Transforming 'Fairness' as a Ground of Judicial Review in Hong Kong
International Journal of Constitutional Law (2013), Vol. 11 No. 2, 358–381
24 Pages Posted: 7 Aug 2013
Date Written: May 1, 2013
This paper evaluates the recent development of “fairness” as a ground of judicial review by the courts in Hong Kong. This newly developed ground of fairness is significantly more far-reaching than “procedural fairness” and other existing uses of fairness in judicial review. Key innovations include: (a) the courts’ review of systemic problems with decision-making processes; (b) the extension of the courts’ review of the fairness of such processes beyond the traditional focus on, for example, the right to a hearing; and (c) the introduction of a sliding scale of review with stronger or “anxious” scrutiny of decision-making processes.
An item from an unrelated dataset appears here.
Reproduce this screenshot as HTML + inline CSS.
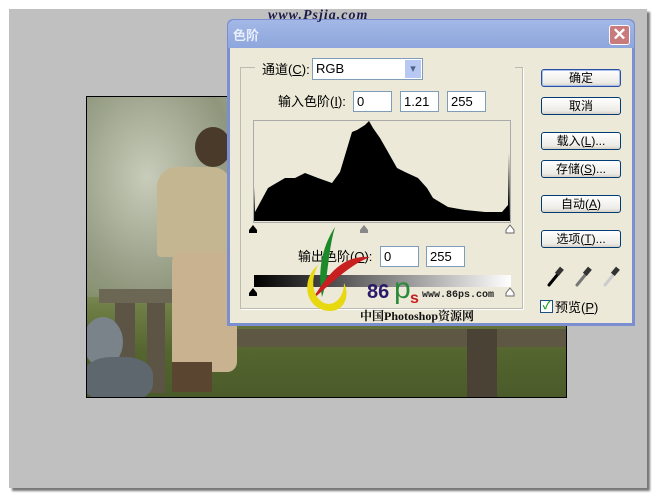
<!DOCTYPE html>
<html><head><meta charset="utf-8"><style>
*{margin:0;padding:0;box-sizing:border-box}
body{width:660px;height:500px;background:#fff;position:relative;overflow:hidden;font-family:"Liberation Sans","Noto Sans CJK SC",sans-serif;font-size:12px;color:#000}
.a{position:absolute}
.inp{position:absolute;background:#fff;border:1px solid #7f9db9;height:21px;font-size:13px;padding:2px 3px;line-height:15px}
.btn{position:absolute;left:541px;width:80px;height:18px;border:1px solid #003c74;border-radius:3px;background:linear-gradient(#fff,#ecebe6 80%,#d6d0c5);text-align:center;font-size:12px;line-height:16px}
.u{text-decoration:underline}
</style></head><body>
<div class="a" style="left:9px;top:9px;width:638px;height:479px;background:#c0c0c0;box-shadow:3px 3px 2px #777"></div>
<!-- photo -->
<div class="a" style="left:86px;top:96px;width:481px;height:302px;border:1px solid #000;overflow:hidden;background:linear-gradient(180deg,#a6ab95 0%,#b8bca8 30%,#9aa281 55%,#6f7e45 70%,#55652f 85%,#4a5a2a 100%)">
 <div class="a" style="left:0;top:0;width:150px;height:200px;background:radial-gradient(ellipse at 40% 40%,#c8ccba,#8e967c 70%,transparent)"></div>
 <div class="a" style="left:12px;top:192px;width:190px;height:14px;background:#6c6655"></div>
 <div class="a" style="left:28px;top:206px;width:20px;height:90px;background:#5c5445"></div>
 <div class="a" style="left:60px;top:206px;width:18px;height:90px;background:#5c5445"></div>
 <div class="a" style="left:90px;top:232px;width:390px;height:18px;background:#5e5744"></div>
 <div class="a" style="left:380px;top:232px;width:30px;height:70px;background:#4a4234"></div>
 <div class="a" style="left:-4px;top:220px;width:40px;height:50px;border-radius:50%;background:#7a828a"></div>
 <div class="a" style="left:-4px;top:260px;width:70px;height:45px;border-radius:40%;background:#5e666e"></div>
 <div class="a" style="left:70px;top:70px;width:75px;height:90px;background:#c4b690;border-radius:20px 20px 4px 4px"></div>
 <div class="a" style="left:108px;top:30px;width:36px;height:40px;border-radius:50%;background:#4a3a2a"></div>
 <div class="a" style="left:85px;top:155px;width:65px;height:120px;background:#c8b290;border-radius:10px"></div>
 <div class="a" style="left:85px;top:265px;width:40px;height:30px;background:#5a4530"></div>
</div>
<!-- dialog -->
<div class="a" style="left:227px;top:19px;width:408px;height:307px;background:#7b8fd0;border-radius:6px 6px 0 0"></div>
<div class="a" style="left:228px;top:20px;width:406px;height:28px;background:linear-gradient(#a3b8e6,#8ea6dc);border-radius:6px 6px 0 0"></div>
<div class="a" style="left:233px;top:25px;color:#e8eefc;font-size:13px;font-weight:bold">色阶</div>
<div class="a" style="left:609px;top:25px;width:21px;height:20px;border:1px solid #fff;border-radius:3px;background:#c87a7c;color:#fff;font-size:17px;line-height:17px;text-align:center;font-weight:bold">✕</div>
<div class="a" style="left:230px;top:48px;width:402px;height:275px;background:#ece9d8"></div>
<div class="a" style="left:240px;top:67px;width:283px;height:242px;border:1px solid #bdbab0;box-shadow:1px 1px 0 #fff"></div>
<div class="a" style="left:255px;top:60px;height:18px;background:#ece9d8;width:260px"></div>
<div class="a" style="left:262px;top:59px;font-size:13px">通道(<span class="u">C</span>):</div>
<div class="inp" style="left:312px;top:58px;width:111px;height:22px">RGB</div>
<div class="a" style="left:405px;top:60px;width:16px;height:18px;background:#b7c8f3;color:#4d6185;text-align:center;font-size:11px;line-height:18px">▾</div>
<div class="a" style="left:278px;top:91px;font-size:13px">输入色阶(<span class="u">I</span>):</div>
<div class="inp" style="left:353px;top:91px;width:39px">0</div>
<div class="inp" style="left:400px;top:91px;width:39px">1.21</div>
<div class="inp" style="left:447px;top:91px;width:39px">255</div>
<svg class="a" style="left:253px;top:120px" width="258" height="103" viewBox="-1 -1 258 103">
<rect x="-0.5" y="-0.5" width="257" height="102" fill="#ece9d8" stroke="#aaa"/>
<polygon fill="#000" points="0,100 0.3,66 1,91 14,67 19,64 31,57 41,57 51,52 64,57 78,62 86,51 98,11 103,9 111,4 115,0 119,7 126,17 134,31 143,47 151,51 164,57 173,67 179,77 194,86 211,89 231,91 248,91 254,84 255,32 256,100"/>
</svg>
<svg class="a" style="left:249px;top:223px" width="270" height="12"><path d="M4,2 L8,7 V10 H0 V7Z" fill="#000"/><path d="M115,2 L119,7 V10 H111 V7Z" fill="#888"/><path d="M261,2 L265,7 V10 H257 V7Z" fill="#fff" stroke="#666"/></svg>
<div class="a" style="left:298px;top:246px;font-size:13px">输出色阶(<span class="u">O</span>):</div>
<div class="inp" style="left:380px;top:246px;width:39px">0</div>
<div class="inp" style="left:426px;top:246px;width:39px">255</div>
<div class="a" style="left:254px;top:275px;width:257px;height:12px;background:linear-gradient(90deg,#000,#fff)"></div>
<svg class="a" style="left:249px;top:286px" width="270" height="12"><path d="M4,2 L8,7 V10 H0 V7Z" fill="#000"/><path d="M261,2 L265,7 V10 H257 V7Z" fill="#fff" stroke="#666"/></svg>
<div class="btn" style="top:69px;border-color:#2a4f9e;box-shadow:inset 0 0 0 1px #a8c0ee">确定</div>
<div class="btn" style="top:97px">取消</div>
<div class="btn" style="top:132px">载入(<span class="u">L</span>)...</div>
<div class="btn" style="top:160px">存储(<span class="u">S</span>)...</div>
<div class="btn" style="top:195px">自动(<span class="u">A</span>)</div>
<div class="btn" style="top:230px">选项(<span class="u">T</span>)...</div>
<svg class="a" style="left:545px;top:264px" width="80" height="24">
<g stroke-width="3" stroke-linecap="round"><path d="M4,21 L13,10" stroke="#000"/><path d="M32,21 L41,10" stroke="#777"/><path d="M60,21 L69,10" stroke="#ccc"/></g>
<g fill="#333"><rect x="12" y="3" width="5" height="8" transform="rotate(40 14 7)"/><rect x="40" y="3" width="5" height="8" transform="rotate(40 42 7)"/><rect x="68" y="3" width="5" height="8" transform="rotate(40 70 7)"/></g>
</svg>
<div class="a" style="left:540px;top:300px;width:13px;height:13px;border:1px solid #1c5180;background:#fff;color:#21a121;font-size:11px;line-height:11px;text-align:center;font-weight:bold">✓</div>
<div class="a" style="left:555px;top:297px;font-size:13px">预览(<span class="u">P</span>)</div>
<!-- watermarks -->
<div class="a" style="left:268px;top:8px;font-family:'Liberation Serif',serif;font-style:italic;font-weight:bold;font-size:14px;color:#1a1a4a;letter-spacing:1px">www.Psjia.com</div>
<svg class="a" style="left:300px;top:225px" width="70" height="90">
<path d="M35,2 C20,25 18,50 22,72 C28,55 28,25 35,2Z" fill="#1c8a2a"/>
<path d="M70,32 C45,30 30,45 12,75 C35,55 50,40 70,32Z" fill="#c82020"/>
<path d="M18,40 C0,55 5,85 30,86 C45,86 50,70 44,58 C44,72 35,82 24,78 C12,72 10,55 18,40Z" fill="#e8d810"/>
</svg>
<div class="a" style="left:367px;top:281px;font-size:20px;font-weight:bold;color:#2a1a6a">86</div>
<div class="a" style="left:394px;top:272px;font-size:30px;color:#2a8a3a;font-family:'Liberation Sans',sans-serif">p</div>
<div class="a" style="left:410px;top:290px;font-size:16px;color:#c82020;font-weight:bold">s</div>
<div class="a" style="left:422px;top:290px;font-family:'Liberation Mono',monospace;font-size:10px;font-weight:bold;color:#222">www.86ps.com</div>
<div class="a" style="left:360px;top:307px;font-size:12px;color:#111;font-family:'Liberation Serif','Noto Serif CJK SC',serif;font-weight:bold">中国Photoshop资源网</div>
</body></html>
The paper evaluates the need for these innovations, noting an absence of a conscious internalization of procedural standards in decision making at the executive level. The paper concludes that the ground of fairness, therefore, is a positive development of administrative law. However, in addition to the usual risk of over-judicialization of administrative process, there is a risk that the recently developed ground is too hard-edged as currently formulated. The paper, therefore, proposes the introduction of a justificatory and balancing component to its usage, similar to that used in the context of proportionality. It also proposes a clarification of the kinds of situations that would trigger the use of this stronger ground of fairness.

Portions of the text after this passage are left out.